Pois bem. Me parece que a amiga da minha mãe tem essa
farmácia há muitas décadas. Acho que desde o suicídio do Getúlio Vargas.
Provavelmente deve ter tido seu momento de apogeu. Sua glória mercantilista.
Mas, com o tempo, acredito que acabou sofrendo o desgaste natural de um
comércio bairrista. Por causa da concorrência. Da modernidade invasiva e
avassaladora das grandes redes. Anos atrás, minha mãe conversou com essa amiga
e soube que ela pretendia passar o ponto pra frente. Creio que o negócio ficou
insustentável. A crise do país, o valor do aluguel, a folha de pagamento dos
funcionários e suponho o que seja ainda pior: a falta de clientes. Disse minha
mãe que ela tentou vender o estabelecimento para alguns grandes conglomerados
de drogarias, mas não recebeu nenhuma proposta satisfatória. Eis que,
recentemente, minha mãe me conta que soube por terceiros que essa amiga foi
obrigada a fechar as portas. Encerrou as atividades de um projeto no qual se
dedicou quase sua vida inteira. Entrou em bancarrota porque a conta não
fechava. Isso, pelo que se soube, pouquíssimo tempo antes do início da
pandemia.
O novo coronavírus é o principal responsável pela recessão
mundial. Colocou milhões de trabalhadores nas ruas. Quebrou o pequeno e
microempresário. Fez o número de desempregados dobrar aqui no país. Afundou as
contas públicas. Botou os fundos emergenciais no negativo. Colocou em colapso
vários setores da Economia, exceto um: medicamentos e derivados. Nos últimos
meses, nunca houve uma procura tão grande por remédios.
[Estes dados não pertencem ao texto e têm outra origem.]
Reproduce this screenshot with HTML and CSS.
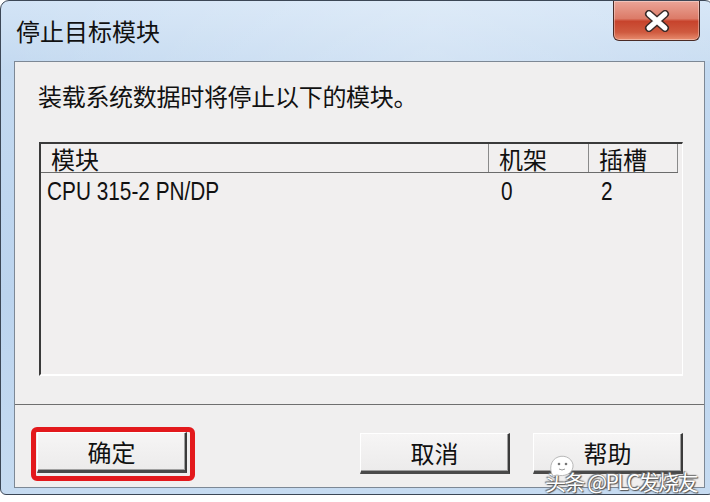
FILE: index.html
```html
<!DOCTYPE html>
<html lang="zh-CN">
<head>
    <meta charset="UTF-8">
    <title>停止目标模块</title>
    <link rel="stylesheet" href="styles.css">
</head>
<body>
    <div class="window">
        <div class="titlebar">
            <div class="title">停止目标模块</div>
            <div class="close-btn">
                <svg width="30" height="22" viewBox="0 0 30 22">
                    <path d="M7 4 L23 18 M23 4 L7 18" stroke="#3a2a28" stroke-width="8" stroke-linecap="round"/>
                    <path d="M7 4 L23 18 M23 4 L7 18" stroke="#fff" stroke-width="5" stroke-linecap="round"/>
                </svg>
            </div>
        </div>

        <div class="client">
            <div class="top-part">
                <p class="message">装载系统数据时将停止以下的模块。</p>

                <div class="listview">
                    <div class="lv-header">
                        <div class="hcell col-name">模块</div>
                        <div class="hcell col-rack">机架</div>
                        <div class="hcell col-slot">插槽</div>
                    </div>
                    <div class="lv-row">
                        <div class="cell col-name"><span class="narrow">CPU 315-2 PN/DP</span></div>
                        <div class="cell col-rack"><span class="narrow">0</span></div>
                        <div class="cell col-slot"><span class="narrow">2</span></div>
                    </div>
                </div>
            </div>

            <div class="button-row">
                <span class="highlight">
                    <button class="btn">确定</button>
                </span>
                <button class="btn btn-cancel">取消</button>
                <button class="btn">帮助</button>
            </div>
        </div>
    </div>

    <div class="watermark">
        <svg class="wm-icon" width="30" height="28" viewBox="0 0 30 28">
            <path d="M6 24 C2 18 3 8 11 5 C19 2 27 8 26 15 C25 22 17 25 10 23 Z" fill="#fff" stroke="#b8b8b8" stroke-width="1"/>
            <circle cx="12" cy="12" r="1.3" fill="#777"/>
            <circle cx="19" cy="12" r="1.3" fill="#777"/>
            <path d="M12 17 Q15 19 18 17" stroke="#999" stroke-width="1" fill="none"/>
        </svg>
        <span class="wm-text">头条 @PLC发烧友</span>
    </div>
</body>
</html>
```

FILE: styles.css
```css
body {
    margin: 0;
    background: #fff;
    width: 710px;
    height: 502px;
    overflow: hidden;
    position: relative;
    font-family: "Noto Sans CJK SC", "DejaVu Sans", sans-serif;
}
.window {
    width: 714px;
    height: 495px;
    box-sizing: border-box;
    border: 1px solid #3c4756;
    border-radius: 9px 9px 6px 6px;
    background: linear-gradient(to bottom, #d3e4f6 0%, #c3d9f0 14%, #bcd4ee 60%, #c6dbf1 100%);
    display: flex;
    flex-direction: column;
}
.titlebar {
    height: 60px;
    display: flex;
    justify-content: space-between;
    flex: none;
    background: linear-gradient(to right, rgba(255,255,255,0) 0%, rgba(255,255,255,0.25) 60%, rgba(255,255,255,0.1) 100%);
}
.title {
    padding: 14px 0 0 15px;
    font-size: 24px;
    line-height: 32px;
    color: #111;
}
.close-btn {
    width: 87px;
    height: 40px;
    margin-right: 13px;
    box-sizing: border-box;
    border: 1px solid #4a2b26;
    border-top: none;
    border-radius: 0 0 6px 6px;
    background: linear-gradient(to bottom, #eaa598 0%, #dc7b68 45%, #c7432c 52%, #cf5a3f 80%, #e88e70 100%);
    display: flex;
    align-items: center;
    justify-content: center;
    box-shadow: inset 0 0 0 1px rgba(255,255,255,0.35);
}
.client {
    flex: 1;
    margin: 0 8px 6px 13px;
    border: 1px solid #7d8895;
    background: #f0efef;
    display: flex;
    flex-direction: column;
}
.top-part {
    padding: 18px 21px 0 23px;
    height: 342px;
    box-sizing: border-box;
    flex: none;
}
.message {
    margin: 0;
    font-size: 24px;
    line-height: 32px;
    letter-spacing: -0.3px;
    color: #111;
}
.listview {
    margin: 30px 0 0 1px;
    width: 644px;
    height: 234px;
    box-sizing: border-box;
    border-top: 2px solid #3a3a3a;
    border-left: 2px solid #3a3a3a;
    border-right: 1px solid #fff;
    border-bottom: 2px solid #fff;
    background: #f1efef;
}
.lv-header {
    display: flex;
    height: 28px;
    width: 637px;
    border-bottom: 1px solid #6b6b6b;
}
.hcell {
    box-sizing: border-box;
    height: 28px;
    font-size: 24px;
    line-height: 27px;
    padding-top: 1px;
    padding-left: 10px;
    border-right: 1px solid #8a8a8a;
    color: #111;
    white-space: nowrap;
}
.col-name {
    width: 448px;
}
.col-rack {
    width: 100px;
}
.col-slot {
    width: 89px;
}
.lv-row {
    display: flex;
    height: 30px;
    padding-top: 3px;
    align-items: center;
}
.cell {
    box-sizing: border-box;
    padding-left: 12px;
    font-family: "Liberation Sans", "Arial", sans-serif;
    font-size: 26px;
    line-height: 26px;
    color: #111;
    white-space: nowrap;
}
.cell.col-name {
    padding-left: 6px;
}
.narrow {
    display: inline-block;
    transform: scaleX(0.8);
    transform-origin: left center;
}
.button-row {
    flex: 1;
    border-top: 1px solid #6f6f6f;
    display: flex;
    align-items: flex-start;
    padding: 22px 21px 0 16px;
}
.highlight {
    display: inline-flex;
    border: 5px solid #e3191c;
    border-radius: 6px;
    padding: 0 3px 3px 1px;
}
.btn {
    width: 150px;
    height: 41px;
    box-sizing: border-box;
    background: linear-gradient(to bottom, #f6f5f5, #ecebeb);
    border-top: 1px solid #fff;
    border-left: 1px solid #fff;
    border-right: 2px solid #3b3b3b;
    border-bottom: 3px solid #4a4a4a;
    font-family: "Noto Sans CJK SC", sans-serif;
    font-size: 24px;
    line-height: 30px;
    color: #111;
    padding: 0;
    box-shadow: inset -1px -1px 0 #a0a0a0;
}
.btn-cancel {
    margin-left: auto;
    margin-right: 23px;
    margin-top: 6px;
}
.btn-cancel + .btn {
    margin-top: 6px;
}
.watermark {
    position: absolute;
    left: 545px;
    top: 452px;
    display: flex;
    align-items: flex-end;
}
.wm-icon {
    position: absolute;
    left: 2px;
    top: 0;
}
.wm-text {
    margin-top: 14px;
    font-size: 21px;
    line-height: 30px;
    letter-spacing: -1.5px;
    color: #fff;
    text-shadow: 0 0 2px #555, 1px 1px 1px #555, -1px -1px 1px #777;
    white-space: nowrap;
}
```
Logo nos primeiros dias
de quarentena, faltava máscara e álcool gel nas farmácias. A cloroquina, até
então vendida sem prescrição médica, sumiu das prateleiras. Sabonete passou a
vender que nem água. Qualquer produto com promessas próximas do combate ao novo
vírus, como bactericidas em geral, tiveram seus estoques zerados. Vermífugos
então, nem se fala. As pessoas entram na loja pra fazer a compra do mês. A
farmácia passou a ser o porto seguro da sociedade. O verdadeiro shopping center
da cidade, que não precisou passar por um processo rigoroso de reabertura restritiva.
Empresários do ramo que dobraram seu faturamento mostraram ser maus empreendedores.
Na média, a maioria deles viu seu lucro quintuplicar. É o único segmento de mercado em que os donos estão rindo à toa. Os planos de expansão de seus
negócios não param de ser noticiados. Eu vejo na TV o rosto do Sidney Oliveira,
proprietário da Ultrafarma, mais do que do Jair Bolsonaro.
Nesse período de isolamento, pude observar e
aprender muita coisa, em especial uma: tem gente que é azarada pra caralho.